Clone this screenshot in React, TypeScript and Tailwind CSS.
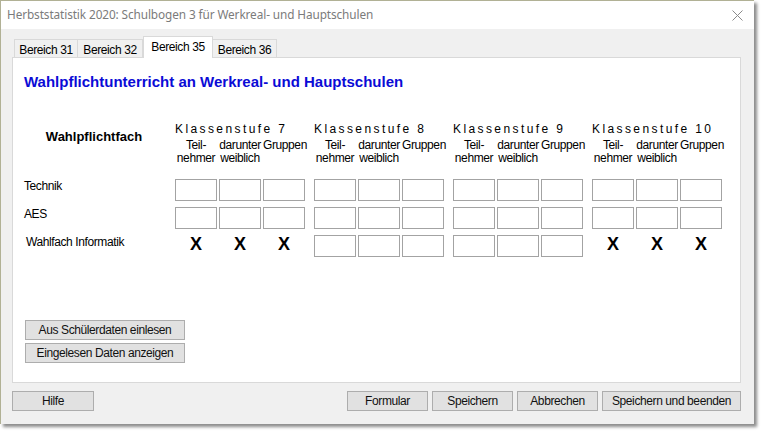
import React from 'react';

const GROUPS = ['7', '8', '9', '10'];

const ROWS: { label: string; crossed: string[]; indent?: boolean }[] = [
  { label: 'Technik', crossed: [] },
  { label: 'AES', crossed: [] },
  { label: 'Wahlfach Informatik', crossed: ['7', '10'], indent: true },
];

const TABS = [
  { name: 'Bereich 31', w: 'w-[64px] border-l' },
  { name: 'Bereich 32', w: 'w-[65px]' },
  { name: 'Bereich 35', w: 'w-[70px] border-l', active: true },
  { name: 'Bereich 36', w: 'w-[64px]' },
];

const font = { fontFamily: '"Liberation Sans", Arial, sans-serif' };

function Btn({ label, className }: { label: string; className: string }) {
  return (
    <button
      className={`h-[20px] bg-[#e1e1e1] border border-[#adadad] text-[12px] tracking-[-0.4px] leading-none text-[#111] ${className}`}
    >
      {label}
    </button>
  );
}

function Box() {
  return <div className="w-[42px] h-[22px] bg-white border border-[#a3a3a3]" />;
}

function Cross() {
  return (
    <div className="w-[42px] h-[22px] flex justify-center items-start">
      <span className="text-[18px] font-bold leading-[18px] text-black">X</span>
    </div>
  );
}

export default function App() {
  return (
    <div className="w-[762px] h-[433px] bg-white overflow-hidden" style={font}>
      <div className="w-[754px] h-[424px] flex flex-col border-l border-t border-[#b1b195] shadow-[3px_3px_3px_rgba(0,0,0,0.45)]">
        {/* title bar */}
        <div className="h-[28px] bg-white flex items-center justify-between pl-[6px] pr-[11px]">
          <span
            className="text-[11.8px] tracking-[-0.1px] text-[#7b7b7b]"
            style={{ fontFamily: '"Noto Sans", "Open Sans", sans-serif' }}
          >
            Herbststatistik 2020: Schulbogen 3 für Werkreal- und Hauptschulen
          </span>
          <svg width="11" height="11" viewBox="0 0 11 11" className="mt-[1px]">
            <path d="M0.5 0.5 L10.5 10.5 M10.5 0.5 L0.5 10.5" stroke="#8a8a8a" strokeWidth="1" fill="none" />
          </svg>
        </div>

        {/* body */}
        <div className="flex-1 bg-[#f0f0f0] pl-[11px] pt-[7px] flex flex-col">
          {/* tabs */}
          <div className="flex items-end h-[22px] -mb-[1px] pl-[2px] relative z-10">
            {TABS.map(t =>
              t.active ? (
                <div
                  key={t.name}
                  className={`${t.w} h-[22px] bg-white border-t border-r border-[#d9d9d9] text-center pt-[4px] text-[12px] tracking-[-0.4px] leading-[13px] text-black`}
                >
                  {t.name}
                </div>
              ) : (
                <div
                  key={t.name}
                  className={`${t.w} h-[19px] bg-[#f0f0f0] border-t border-r border-b border-[#d9d9d9] text-center pt-[4px] text-[12px] tracking-[-0.4px] leading-[13px] text-black`}
                >
                  {t.name}
                </div>
              )
            )}
          </div>

          {/* panel */}
          <div className="w-[729px] h-[326px] bg-white border border-[#d9d9d9] flex flex-col">
            <h1 className="pl-[11px] mt-[16px] text-[15px] font-bold leading-[16px] text-[#0b0bd6]">
              Wahlpflichtunterricht an Werkreal- und Hauptschulen
            </h1>

            {/* header */}
            <div className="flex mt-[31px] text-black">
              <div className="w-[162px] pt-[9px] text-center text-[13px] font-bold leading-[14px]">Wahlpflichtfach</div>
              <div className="flex gap-[9px]">
                {GROUPS.map(g => (
                  <div key={g} className="w-[130px] flex flex-col">
                    <div className="text-[12px] tracking-[2.4px] leading-[16px] whitespace-nowrap">Klassenstufe {g}</div>
                    <div className="flex gap-[2px] mt-[2px] text-[12px] tracking-[-0.4px] leading-[13px]">
                      <div className="w-[42px] text-center">
                        Teil-
                        <br />
                        nehmer
                      </div>
                      <div className="w-[42px] text-center whitespace-nowrap">
                        darunter
                        <br />
                        weiblich
                      </div>
                      <div className="w-[42px] text-center whitespace-nowrap">Gruppen</div>
                    </div>
                  </div>
                ))}
              </div>
            </div>

            {/* rows */}
            <div className="flex flex-col gap-[6px] mt-[14px]">
              {ROWS.map(r => (
                <div key={r.label} className="flex items-start h-[22px]">
                  <div
                    className={`w-[162px] pt-[1px] text-[12px] tracking-[-0.4px] leading-[13px] text-black ${r.indent ? 'pl-[13px]' : 'pl-[11px]'}`}
                  >
                    {r.label}
                  </div>
                  <div className="flex gap-[9px]">
                    {GROUPS.map(g => (
                      <div key={g} className="w-[130px] flex gap-[2px]">
                        {r.crossed.includes(g) ? (
                          <>
                            <Cross />
                            <Cross />
                            <Cross />
                          </>
                        ) : (
                          <>
                            <Box />
                            <Box />
                            <Box />
                          </>
                        )}
                      </div>
                    ))}
                  </div>
                </div>
              ))}
            </div>

            {/* import buttons */}
            <div className="flex flex-col gap-[3px] mt-[63px] ml-[12px]">
              <Btn label="Aus Schülerdaten einlesen" className="w-[160px] h-[19px]" />
              <Btn label="Eingelesen Daten anzeigen" className="w-[160px] h-[19px]" />
            </div>
          </div>

          {/* bottom buttons */}
          <div className="w-[729px] flex mt-[8px]">
            <Btn label="Hilfe" className="w-[82px]" />
            <div className="ml-auto flex gap-[4px]">
              <Btn label="Formular" className="w-[81px]" />
              <Btn label="Speichern" className="w-[81px]" />
              <Btn label="Abbrechen" className="w-[81px]" />
              <Btn label="Speichern und beenden" className="w-[139px]" />
            </div>
          </div>
        </div>
      </div>
    </div>
  );
}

# # #

Exercise prompt: Write out the whole listing again, exactly, with no pictures.

Task solution:
Clone this screenshot in React, TypeScript and Tailwind CSS.
import React from 'react';

const GROUPS = ['7', '8', '9', '10'];

const ROWS: { label: string; crossed: string[]; indent?: boolean }[] = [
  { label: 'Technik', crossed: [] },
  { label: 'AES', crossed: [] },
  { label: 'Wahlfach Informatik', crossed: ['7', '10'], indent: true },
];

const TABS = [
  { name: 'Bereich 31', w: 'w-[64px] border-l' },
  { name: 'Bereich 32', w: 'w-[65px]' },
  { name: 'Bereich 35', w: 'w-[70px] border-l', active: true },
  { name: 'Bereich 36', w: 'w-[64px]' },
];

const font = { fontFamily: '"Liberation Sans", Arial, sans-serif' };

function Btn({ label, className }: { label: string; className: string }) {
  return (
    <button
      className={`h-[20px] bg-[#e1e1e1] border border-[#adadad] text-[12px] tracking-[-0.4px] leading-none text-[#111] ${className}`}
    >
      {label}
    </button>
  );
}

function Box() {
  return <div className="w-[42px] h-[22px] bg-white border border-[#a3a3a3]" />;
}

function Cross() {
  return (
    <div className="w-[42px] h-[22px] flex justify-center items-start">
      <span className="text-[18px] font-bold leading-[18px] text-black">X</span>
    </div>
  );
}

export default function App() {
  return (
    <div className="w-[762px] h-[433px] bg-white overflow-hidden" style={font}>
      <div className="w-[754px] h-[424px] flex flex-col border-l border-t border-[#b1b195] shadow-[3px_3px_3px_rgba(0,0,0,0.45)]">
        {/* title bar */}
        <div className="h-[28px] bg-white flex items-center justify-between pl-[6px] pr-[11px]">
          <span
            className="text-[11.8px] tracking-[-0.1px] text-[#7b7b7b]"
            style={{ fontFamily: '"Noto Sans", "Open Sans", sans-serif' }}
          >
            Herbststatistik 2020: Schulbogen 3 für Werkreal- und Hauptschulen
          </span>
          <svg width="11" height="11" viewBox="0 0 11 11" className="mt-[1px]">
            <path d="M0.5 0.5 L10.5 10.5 M10.5 0.5 L0.5 10.5" stroke="#8a8a8a" strokeWidth="1" fill="none" />
          </svg>
        </div>

        {/* body */}
        <div className="flex-1 bg-[#f0f0f0] pl-[11px] pt-[7px] flex flex-col">
          {/* tabs */}
          <div className="flex items-end h-[22px] -mb-[1px] pl-[2px] relative z-10">
            {TABS.map(t =>
              t.active ? (
                <div
                  key={t.name}
                  className={`${t.w} h-[22px] bg-white border-t border-r border-[#d9d9d9] text-center pt-[4px] text-[12px] tracking-[-0.4px] leading-[13px] text-black`}
                >
                  {t.name}
                </div>
              ) : (
                <div
                  key={t.name}
                  className={`${t.w} h-[19px] bg-[#f0f0f0] border-t border-r border-b border-[#d9d9d9] text-center pt-[4px] text-[12px] tracking-[-0.4px] leading-[13px] text-black`}
                >
                  {t.name}
                </div>
              )
            )}
          </div>

          {/* panel */}
          <div className="w-[729px] h-[326px] bg-white border border-[#d9d9d9] flex flex-col">
            <h1 className="pl-[11px] mt-[16px] text-[15px] font-bold leading-[16px] text-[#0b0bd6]">
              Wahlpflichtunterricht an Werkreal- und Hauptschulen
            </h1>

            {/* header */}
            <div className="flex mt-[31px] text-black">
              <div className="w-[162px] pt-[9px] text-center text-[13px] font-bold leading-[14px]">Wahlpflichtfach</div>
              <div className="flex gap-[9px]">
                {GROUPS.map(g => (
                  <div key={g} className="w-[130px] flex flex-col">
                    <div className="text-[12px] tracking-[2.4px] leading-[16px] whitespace-nowrap">Klassenstufe {g}</div>
                    <div className="flex gap-[2px] mt-[2px] text-[12px] tracking-[-0.4px] leading-[13px]">
                      <div className="w-[42px] text-center">
                        Teil-
                        <br />
                        nehmer
                      </div>
                      <div className="w-[42px] text-center whitespace-nowrap">
                        darunter
                        <br />
                        weiblich
                      </div>
                      <div className="w-[42px] text-center whitespace-nowrap">Gruppen</div>
                    </div>
                  </div>
                ))}
              </div>
            </div>

            {/* rows */}
            <div className="flex flex-col gap-[6px] mt-[14px]">
              {ROWS.map(r => (
                <div key={r.label} className="flex items-start h-[22px]">
                  <div
                    className={`w-[162px] pt-[1px] text-[12px] tracking-[-0.4px] leading-[13px] text-black ${r.indent ? 'pl-[13px]' : 'pl-[11px]'}`}
                  >
                    {r.label}
                  </div>
                  <div className="flex gap-[9px]">
                    {GROUPS.map(g => (
                      <div key={g} className="w-[130px] flex gap-[2px]">
                        {r.crossed.includes(g) ? (
                          <>
                            <Cross />
                            <Cross />
                            <Cross />
                          </>
                        ) : (
                          <>
                            <Box />
                            <Box />
                            <Box />
                          </>
                        )}
                      </div>
                    ))}
                  </div>
                </div>
              ))}
            </div>

            {/* import buttons */}
            <div className="flex flex-col gap-[3px] mt-[63px] ml-[12px]">
              <Btn label="Aus Schülerdaten einlesen" className="w-[160px] h-[19px]" />
              <Btn label="Eingelesen Daten anzeigen" className="w-[160px] h-[19px]" />
            </div>
          </div>

          {/* bottom buttons */}
          <div className="w-[729px] flex mt-[8px]">
            <Btn label="Hilfe" className="w-[82px]" />
            <div className="ml-auto flex gap-[4px]">
              <Btn label="Formular" className="w-[81px]" />
              <Btn label="Speichern" className="w-[81px]" />
              <Btn label="Abbrechen" className="w-[81px]" />
              <Btn label="Speichern und beenden" className="w-[139px]" />
            </div>
          </div>
        </div>
      </div>
    </div>
  );
}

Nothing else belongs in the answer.